A banalidade da morte num supermercado
Moisés Santos morreu após sofrer ataque cardíaco em uma loja do Carrefour, em Recife, que improvisou guarda-sóis para esconder o corpo e continuou aberta aos clientes
Durante a manhã da última sexta-feira, a clientela do Carrefour no tradicional bairro da Torre, em Recife, circulava normalmente pelo setor de bebidas da loja. No mesmo local, entrincheirado por tapumes, caixas e garrafas de cerveja e coberto por três guarda-sóis, padecia em meio à mais fria rotina de um dia comum o corpo do representante comercial Moisés Santos, 59, que havia acabado de falecer após sofrer um infarto enquanto exibia produtos da marca Coco do Vale. Ele chegou a receber os primeiros socorros, mas não resistiu, sem que a rede francesa de supermercados julgasse necessário fechar as portas em respeito à perda de um trabalhador.
O caso repercutiu nesta terça-feira nas redes sociais, em que uma imagem do corpo de Moisés escondido pelos guarda-sóis foi compartilhada sob a indignação de usuários diante da insensibilidade do Carrefour. De acordo com outros funcionários que presenciaram o ataque cardíaco, ele morreu por volta de 7h30 e só foi levado do estabelecimento pelo serviço funerário depois das 11h. Em entrevista ao G1, a mulher do vendedor criticou a conduta do supermercado por manter a loja aberta ao longo do intervalo de quase quatro horas. “Seria muita coisa se eles tivessem baixado as portas, mas, no momento, não pensaram no ser humano. Só pensaram no dinheiro”, afirmou Odeliva Cavalcante.
Embora Moisés não fosse funcionário do supermercado, o Carrefour pediu desculpas em nota pela “forma inadequada” com que tratou sua morte. “A empresa errou ao não fechar a loja imediatamente após o ocorrido à espera do serviço funerário, bem como não encontrou a forma correta de proteger o corpo do senhor Moisés”, diz o comunicado.

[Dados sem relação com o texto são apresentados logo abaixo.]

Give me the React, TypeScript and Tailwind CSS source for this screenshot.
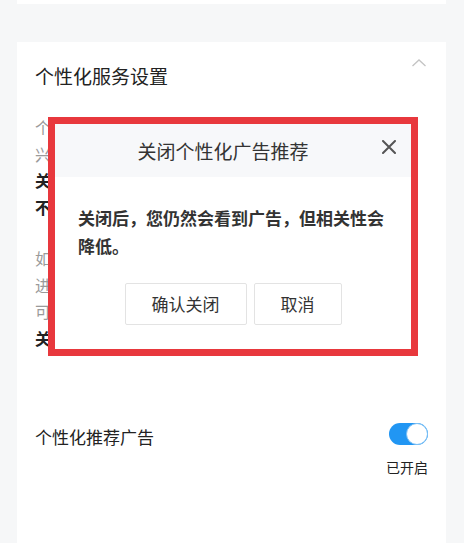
import React from "react";

const font = { fontFamily: '"Noto Sans CJK SC", "Noto Sans", sans-serif' };

export default function App() {
  return (
    <div
      className="relative w-[464px] h-[543px] overflow-hidden bg-[#f6f7f8] pl-[17px] pr-[18px]"
      style={font}
    >
      <div className="h-[4px] bg-white" />
      <div className="mt-[38px] h-[501px] bg-white pl-[18px] pr-[18px]">
        <div className="flex items-start justify-between pt-[20px]">
          <div className="text-[19px] leading-[28px] text-[#222]">个性化服务设置</div>
          <svg width="16" height="10" viewBox="0 0 16 10" className="mt-[-4px] mr-[1px]">
            <path d="M1.5 8 L8 2 L14.5 8" fill="none" stroke="#c4c4c4" strokeWidth="1.3" />
          </svg>
        </div>
        <div className="mt-[24px] text-[16px] leading-[26.5px]">
          <div className="whitespace-nowrap overflow-hidden text-[#9a9a9a]">个性化服务会根据您的使用习惯，为您推荐您可能感</div>
          <div className="whitespace-nowrap overflow-hidden text-[#9a9a9a]">
            兴趣的内容和广告，提升您的使用体验。<span className="font-bold text-[#222]">关闭个</span>
          </div>
          <div className="whitespace-nowrap overflow-hidden font-bold text-[#222]">关闭后，我们将不再为您推荐个性化的内容和广</div>
          <div className="whitespace-nowrap overflow-hidden font-bold text-[#222]">不会影响您正常使用各项功能。</div>
        </div>
        <div className="mt-[25px] text-[16px] leading-[26.5px]">
          <div className="whitespace-nowrap overflow-hidden text-[#9a9a9a]">如您希望关闭个性化推荐广告，您可以在下方开关</div>
          <div className="whitespace-nowrap overflow-hidden text-[#9a9a9a]">进行设置，关闭后您看到的广告数量不会减少，但</div>
          <div className="whitespace-nowrap overflow-hidden text-[#9a9a9a]">可能与您的兴趣相关性降低。</div>
          <div className="whitespace-nowrap overflow-hidden font-bold text-[#222]">关闭后设置将立即生效。</div>
        </div>
        <div className="mt-[72px] flex items-start justify-between">
          <div className="mt-[2px] text-[17px] leading-[24px] text-[#222]">个性化推荐广告</div>
          <div className="flex flex-col items-end">
            <div className="relative h-[22px] w-[39px] rounded-full bg-[#2196f3]">
              <div className="absolute right-0 top-0 h-[22px] w-[22px] rounded-full border-[1.5px] border-[#7cc0f5] bg-white" />
            </div>
            <div className="mt-[12px] text-[14px] leading-[20px] text-[#222]">已开启</div>
          </div>
        </div>
      </div>

      {/* Dialog overlay with red highlight frame */}
      <div className="absolute left-[48px] top-[117px] h-[239px] w-[370px] border-[7px] border-[#e8383d] bg-white">
        <div className="relative flex h-[53px] items-center justify-center bg-[#f7f8fa] pr-[20px]">
          <div className="text-[19px] leading-[28px] text-[#333]">关闭个性化广告推荐</div>
          <svg
            width="14"
            height="14"
            viewBox="0 0 14 14"
            className="absolute right-[15px] top-[16px]"
          >
            <path d="M1 1 L13 13 M13 1 L1 13" stroke="#555" strokeWidth="2" strokeLinecap="round" />
          </svg>
        </div>
        <div className="pl-[23px] pt-[27px] text-[17px] font-bold leading-[28px] text-[#333]">
          关闭后，您仍然会看到广告，但相关性会
          <br />
          降低。
        </div>
        <div className="mt-[23px] flex justify-center gap-[7px]">
          <div className="flex h-[42px] w-[122px] items-center justify-center rounded-[2px] border border-[#e3e3e3] text-[17px] text-[#333]">
            确认关闭
          </div>
          <div className="flex h-[42px] w-[88px] items-center justify-center rounded-[2px] border border-[#e3e3e3] text-[17px] text-[#333]">
            取消
          </div>
        </div>
      </div>
    </div>
  );
}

O Carrefour ainda informa ter acionado o Samu e seguido orientações para não retirar o corpo do local após o falecimento, além de alterado o protocolo de atuação em casos semelhantes, que passa a prever fechamento da loja “com o objetivo de trazer mais sensibilidade e respeito ao conduzir fatalidades”. A Coco do Vale, empregadora de Moisés, não se manifestou sobre o episódio. Em postagem mais recente nas redes sociais, a marca de bebidas ressalta que adota em sua fábrica, no litoral da Paraíba, “critérios, normas e procedimentos de ponta para atender às demandas de níveis de qualidade mundial”.
Em 2018, o Carrefour já havia entrado na mira de protestos após o segurança de uma loja em Osasco ter sido flagrado espancando a cadela Manchinha com uma barra de ferro no estacionamento do supermercado. Indiciado por maus-tratos, o vigia, que acabou afastado do trabalho, afirmou em depoimento à polícia que não teve a intenção de ferir o animal, morto por hemorragia em decorrência dos golpes. Depois das manifestações, o Carrefour anunciou a revisão de sua política interna sobre animais, estabelecendo orientação de conduta a colaboradores no trato com bichos abandonados no entorno de lojas.
No mesmo ano, outro supermercado da rede varejista na região metropolitana de São Paulo foi acusado de racismo. Um cliente negro e deficiente físico abriu uma lata de cerveja dentro da unidade do bairro Demarchi, em São Bernardo do Campo, e explicou, ao ser abordado por funcionários, que pagaria pelo produto no caixa. Entretanto, antes de terminar a justificativa, foi derrubado com um mata-leão pelo segurança da loja. Na época, a empresa lamentou o ocorrido e disse ter afastado os colaboradores envolvidos na abordagem.